We Go to the Gallery


hen profanity collides with childhood innocence, it’s funny―when pretension does, it’s even funnier.

We go to the gallery has plenty of both. The slim volume is artist Miriam Elia’s parody of a British early reader series designed to help children learn new words (Peter and Jane). Elia stays true to the source material, picking out three words on each page for the reader to learn (toilet, feminist, and balloon, for example) as she narrates two children’s distressing first encounter with contemporary art. The book is a self-described teaching tool for children under five. Acknowledging that art is difficult to explain to children in “plain, simple English,” We go to the gallery promises to help children “smoothly internalize all of the debilitating middle class self-hatred contained in each artwork.”

Cheerily titled “The End of Meaning,” the exhibition at the gallery is sure to catch little John and Susan off guard.

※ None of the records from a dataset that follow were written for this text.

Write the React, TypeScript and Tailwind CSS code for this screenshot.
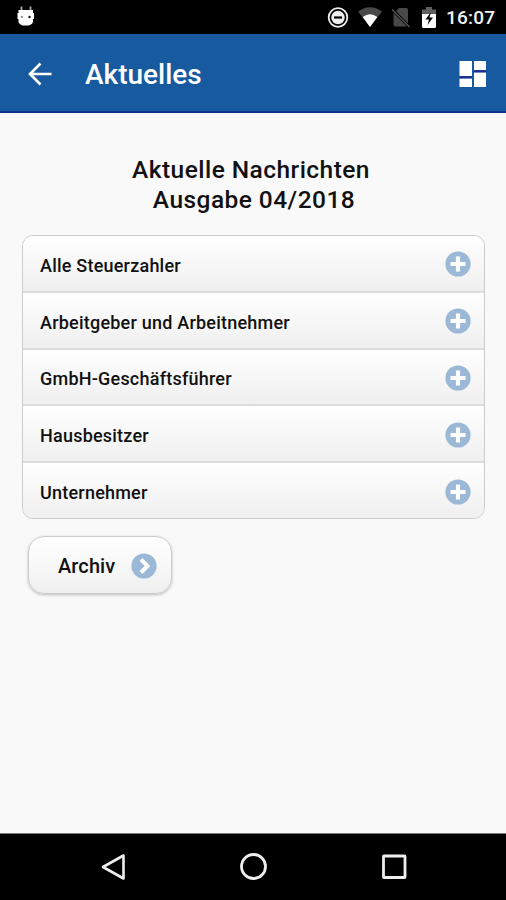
import React from 'react';

const topics = [
  'Alle Steuerzahler',
  'Arbeitgeber und Arbeitnehmer',
  'GmbH-Geschäftsführer',
  'Hausbesitzer',
  'Unternehmer',
];

const StatusBar: React.FC = () => (
  <div className="h-[34px] bg-black flex items-center justify-between pl-[17px] pr-[10px] shrink-0">
    {/* Notification icon */}
    <svg width="18" height="34" viewBox="0 0 18 34" fill="none">
      <path d="M4.500 6.500v4.500M13.500 6.500v4.500" stroke="#aaa" strokeWidth="1.800" />
      <path d="M1.500 10h14.500v3h1v6h-1v3q-1 3-4 3.500H5.500q-3-.5-4-3.500v-3h-1v-6h1z" fill="#fff" />
      <circle cx="5" cy="17" r="1.100" fill="#888" />
      <circle cx="12.500" cy="17" r="1.200" fill="#111" />
    </svg>

    <div className="flex items-center">
      {/* Do not disturb */}
      <svg width="22" height="34" viewBox="0 0 22 34" fill="none">
        <circle cx="11" cy="17.500" r="9.300" stroke="#eee" strokeWidth="1.800" />
        <circle cx="11" cy="17.500" r="6.700" fill="#eee" />
        <path d="M7 17.500h8" stroke="#000" strokeWidth="2.200" />
      </svg>
      {/* Wifi */}
      <svg className="ml-[9px]" width="24" height="34" viewBox="0 0 24 34">
        <path d="M0 11.500Q12 3 24 11.500L12 27z" fill="#484848" />
        <path d="M4.700 17Q12 11.500 19.300 17L12 27z" fill="#fff" />
      </svg>
      {/* No SIM */}
      <svg className="ml-[9px]" width="20" height="34" viewBox="0 0 20 34">
        <path d="M8 8H15q2 0 2 2v13.500L5 11zM2.500 13L16 26.500H4.500q-2 0-2-2z" fill="#484848" />
        <path d="M1 9.500L18.500 27" stroke="#5a5a5a" strokeWidth="1.200" />
      </svg>
      {/* Battery */}
      <svg className="ml-[10px]" width="16" height="34" viewBox="0 0 16 34">
        <path d="M5 7h6v2.500h4V15H1V9.500h4z" fill="#606060" />
        <path d="M1 14h14v12.500q0 1.500-1.500 1.500h-11Q1 28 1 26.500z" fill="#fff" />
        <path d="M10 12L4.500 19.500H8L6.500 25L12 17.500H8.500z" fill="#000" />
      </svg>
      <span className="ml-[9px] mt-px w-[50px] text-[19px] leading-[34px] font-medium text-[#f1f1f1] tracking-[0.2px] whitespace-nowrap">
        16:07
      </span>
    </div>
  </div>
);

const AppHeader: React.FC = () => (
  <header className="h-[79px] bg-[#185a9f] border-b-2 border-[#10308a] flex items-center pl-[28px] pr-[19px] shrink-0">
    <button className="mt-[2px]" aria-label="Zurück">
      <svg width="24" height="24" viewBox="0 0 24 24" fill="none">
        <path d="M12.500 1.500L2 12L12.500 22.500M2 12H23.500" stroke="#fff" strokeWidth="2.600" />
      </svg>
    </button>
    <h1 className="ml-[33px] mt-[4px] text-[28px] leading-8 font-medium text-white">Aktuelles</h1>
    <button className="ml-auto mt-[2px]" aria-label="Übersicht">
      <svg width="28" height="28" viewBox="0 0 28 28">
        <path d="M.5 1h12.500v15H.5zM15 1h12v9H15zM.5 18.500h12.500V27H.5zM15 12.500h12V27H15z" fill="#fff" />
        <path d="M.5 17.250h12.500M15 11.250h12" stroke="#202c94" strokeWidth="2" />
      </svg>
    </button>
  </header>
);

const PlusIcon: React.FC = () => (
  <svg width="26" height="26" viewBox="0 0 26 26">
    <circle cx="13" cy="13" r="12.600" fill="#9bb8d6" />
    <path d="M13 5.500v15M5.500 13h15" stroke="#fff" strokeWidth="4.200" />
  </svg>
);

const ArrowIcon: React.FC = () => (
  <svg width="26" height="26" viewBox="0 0 26 26" fill="none">
    <circle cx="13" cy="13" r="12.600" fill="#9bb8d6" />
    <path d="M10 6.500L16.500 13L10 19.500" stroke="#fff" strokeWidth="4" />
  </svg>
);

const NavigationBar: React.FC = () => (
  <nav className="h-[67px] bg-black border-t border-[#777] flex items-center justify-between pl-[100px] pr-[98px] shrink-0">
    <svg width="28" height="28" viewBox="0 0 28 28" fill="none">
      <path d="M23.500 2.500v23L3 14z" stroke="#eee" strokeWidth="2.600" strokeLinejoin="round" />
    </svg>
    <svg width="28" height="28" viewBox="0 0 28 28" fill="none">
      <circle cx="13.500" cy="13.500" r="12" stroke="#eee" strokeWidth="2.800" />
    </svg>
    <svg width="28" height="28" viewBox="0 0 28 28" fill="none">
      <rect x="3.500" y="3" width="21.500" height="21.500" rx="0.500" stroke="#eee" strokeWidth="2.800" />
    </svg>
  </nav>
);

const App: React.FC = () => {
  return (
    <div className="w-[506px] h-[900px] flex flex-col overflow-hidden bg-[#f9f9f9] font-[Roboto,sans-serif] text-[#111]">
      <StatusBar />
      <AppHeader />

      <main className="flex-1 px-[21.500px] pt-[42px]">
        <h2 className="text-center text-[24.500px] leading-[29.500px] font-medium tracking-[0.450px] -ml-[4px]">
          Aktuelle Nachrichten
          <span className="block pl-[6px]">Ausgabe 04/2018</span>
        </h2>

        {/* Topic list */}
        <ul className="mt-[21px] w-[463.500px] h-[284px] flex flex-col rounded-[11px] border-[1.500px] border-[#ccc] overflow-hidden divide-y-2 divide-[#dcdcdc]">
          {topics.map((topic) => (
            <li
              key={topic}
              className="flex-1 flex items-center justify-between pl-[17.500px] pr-[13.500px] bg-linear-to-b from-white to-[#efefef]"
            >
              <span className="mt-[5px] text-[18px] leading-6 font-medium tracking-[0.220px]">{topic}</span>
              <span className="mt-[2px]">
                <PlusIcon />
              </span>
            </li>
          ))}
        </ul>

        <button className="mt-[17px] ml-[6.500px] w-[144px] h-[58px] flex items-center justify-between pl-[29px] pr-[14.500px] rounded-[16px] border-[1.500px] border-[#ccc] bg-linear-to-b from-white to-[#f0f0f0] shadow-[0_1px_3px_rgba(0,0,0,0.25)]">
          <span className="mt-[2px] text-[20px] leading-6 font-medium tracking-[0.100px]">Archiv</span>
          <span className="mt-px">
            <ArrowIcon />
          </span>
        </button>
      </main>

      <NavigationBar />
    </div>
  );
};

export default App;
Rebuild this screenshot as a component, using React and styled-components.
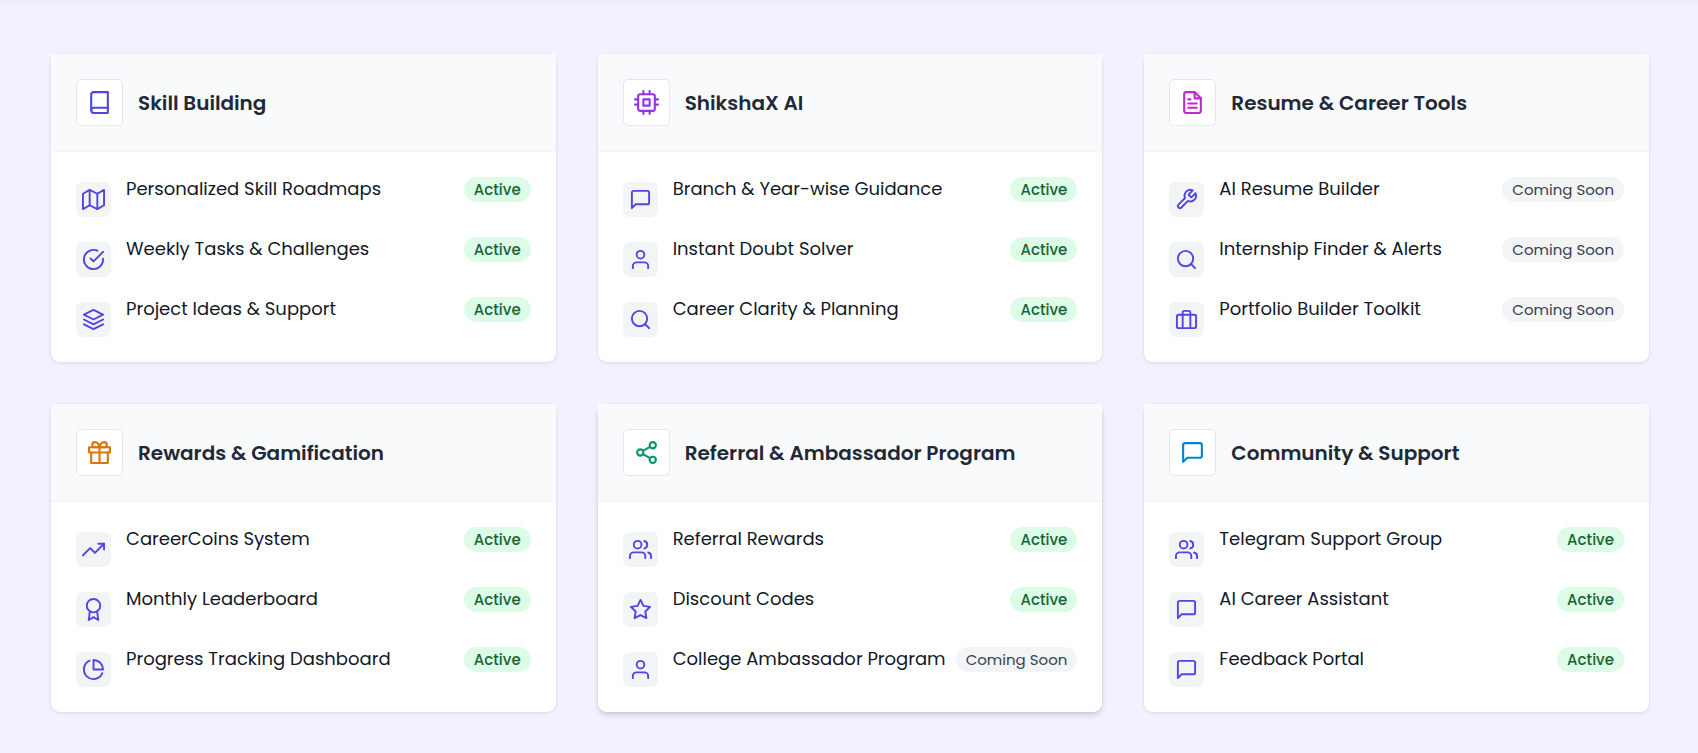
import React from "react";
import styled, { createGlobalStyle } from "styled-components";
import {
  FiAward, FiBook, FiBriefcase, FiCheckCircle, FiCpu, FiFileText, FiGift, FiLayers, FiMap,
  FiMessageSquare, FiPieChart, FiSearch, FiShare2, FiStar, FiTool, FiTrendingUp, FiUser, FiUsers,
} from "react-icons/fi";

const GlobalStyle = createGlobalStyle`
  *, *::before, *::after { box-sizing: border-box; }
  body {
    margin: 0;
    background: #f4f0ff;
    font-family: Poppins, "Open Sans", "Noto Sans", sans-serif;
    color: #1f2937;
  }
`;

const Page = styled.main`
  min-height: 100vh;
  padding: 53px 48px 40px 50px;
  background: #f4f0ff;
  box-shadow: inset 0 12px 12px -12px rgba(0, 0, 0, 0.06);
`;

const Grid = styled.div`
  display: grid;
  grid-template-columns: repeat(auto-fit, minmax(420px, 1fr));
  gap: 40px;
`;

const Card = styled.section`
  border: 1px solid rgba(0, 0, 0, 0.02);
  border-radius: 10px;
  background: #fff;
  background-clip: padding-box;
  box-shadow: ${({ $raised }) =>
    $raised
      ? "0 4px 6px -1px rgba(0, 0, 0, 0.1), 0 2px 4px -1px rgba(0, 0, 0, 0.06)"
      : "0 1px 3px rgba(0, 0, 0, 0.06)"};
`;

const CardHeader = styled.header`
  display: flex;
  align-items: center;
  gap: 15px;
  padding: 25px;
  border-bottom: 1px solid #f3f4f6;
  background: #f9fafb;
`;

const HeaderIcon = styled.span`
  display: grid;
  place-items: center;
  flex: none;
  width: 47px;
  height: 47px;
  border: 1px solid #e5e7eb;
  border-radius: 5px;
  background: #fff;
  color: ${({ $color }) => $color};
  font-size: 25px;
`;

const Title = styled.h3`
  margin: 0;
  font-size: 20px;
  font-weight: 600;
  line-height: 30px;
`;

const List = styled.ul`
  display: flex;
  flex-direction: column;
  gap: 20px;
  margin: 0;
  padding: 25px;
  list-style: none;
`;

const Item = styled.li`
  display: flex;
  align-items: flex-start;
  gap: 15px;
`;

const ItemIcon = styled.span`
  display: grid;
  place-items: center;
  flex: none;
  width: 35px;
  height: 35px;
  margin-top: 5px;
  border-radius: 7px;
  background: #f3f4f6;
  color: #4f46e5;
  font-size: 23px;
`;

const Label = styled.span`
  flex: 1;
  min-width: 0;
  color: #111827;
  font-size: 18px;
  line-height: 23px;
  white-space: nowrap;
`;

const Badge = styled.span`
  flex: none;
  padding: 0 10px;
  border-radius: 13px;
  background: ${({ $active }) => ($active ? "#dcfce7" : "#f3f4f6")};
  color: ${({ $active }) => ($active ? "#166534" : "#374151")};
  font-size: 15px;
  font-weight: ${({ $active }) => ($active ? 500 : 400)};
  line-height: 25px;
`;

const sections = [
  {
    title: "Skill Building", icon: FiBook, color: "#4f46e5",
    items: [
      ["Personalized Skill Roadmaps", FiMap, true],
      ["Weekly Tasks & Challenges", FiCheckCircle, true],
      ["Project Ideas & Support", FiLayers, true],
    ],
  },
  {
    title: "ShikshaX AI", icon: FiCpu, color: "#9333ea",
    items: [
      ["Branch & Year-wise Guidance", FiMessageSquare, true],
      ["Instant Doubt Solver", FiUser, true],
      ["Career Clarity & Planning", FiSearch, true],
    ],
  },
  {
    title: "Resume & Career Tools", icon: FiFileText, color: "#c026d3",
    items: [
      ["AI Resume Builder", FiTool, false],
      ["Internship Finder & Alerts", FiSearch, false],
      ["Portfolio Builder Toolkit", FiBriefcase, false],
    ],
  },
  {
    title: "Rewards & Gamification", icon: FiGift, color: "#d97706",
    items: [
      ["CareerCoins System", FiTrendingUp, true],
      ["Monthly Leaderboard", FiAward, true],
      ["Progress Tracking Dashboard", FiPieChart, true],
    ],
  },
  {
    title: "Referral & Ambassador Program", icon: FiShare2, color: "#059669", raised: true,
    items: [
      ["Referral Rewards", FiUsers, true],
      ["Discount Codes", FiStar, true],
      ["College Ambassador Program", FiUser, false],
    ],
  },
  {
    title: "Community & Support", icon: FiMessageSquare, color: "#0284c7",
    items: [
      ["Telegram Support Group", FiUsers, true],
      ["AI Career Assistant", FiMessageSquare, true],
      ["Feedback Portal", FiMessageSquare, true],
    ],
  },
];

function FeatureCard({ title, icon: Icon, color, raised, items }) {
  return (
    <Card $raised={raised}>
      <CardHeader>
        <HeaderIcon $color={color}><Icon aria-hidden="true" /></HeaderIcon>
        <Title>{title}</Title>
      </CardHeader>
      <List>
        {items.map(([label, ItemGlyph, active]) => (
          <Item key={label}>
            <ItemIcon><ItemGlyph aria-hidden="true" /></ItemIcon>
            <Label>{label}</Label>
            <Badge $active={active}>{active ? "Active" : "Coming Soon"}</Badge>
          </Item>
        ))}
      </List>
    </Card>
  );
}

export default function App() {
  return (
    <>
      <GlobalStyle />
      <Page>
        <Grid>
          {sections.map((section) => (
            <FeatureCard key={section.title} {...section} />
          ))}
        </Grid>
      </Page>
    </>
  );
}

Confronted with a bag of trash, an empty room, a room filled with oil, and a transvestite, the children are understandably bewildered. Thankfully, Mummy is always happy to explain:

          “Why is there a penis in the painting?”

          “Because God is dead and everything is sex,” says Mummy.

There’s a wide gap between the “pretty” art that Sharon was hoping for and a smelly bag of trash (“the stench of our decaying Western civilizations,” Mummy proclaims). In a way, the book is educational. It’s funny because it’s true: contemporary art is often shocking and bizarre. As John and Susan struggle grasp both the adult themes and conceptual nature of the exhibition, it reminds us that contemporary art is an acquired taste―maybe not for everyone.

We Go to the Gallery forces the reader to see through children’s eyes, to challenge established conceptions of contemporary art. In this way, publisher Dung Beetle fulfills its lofty goal: to “drag families in to the darkest recesses of the collective unconscious, for their broader cultural benefit.”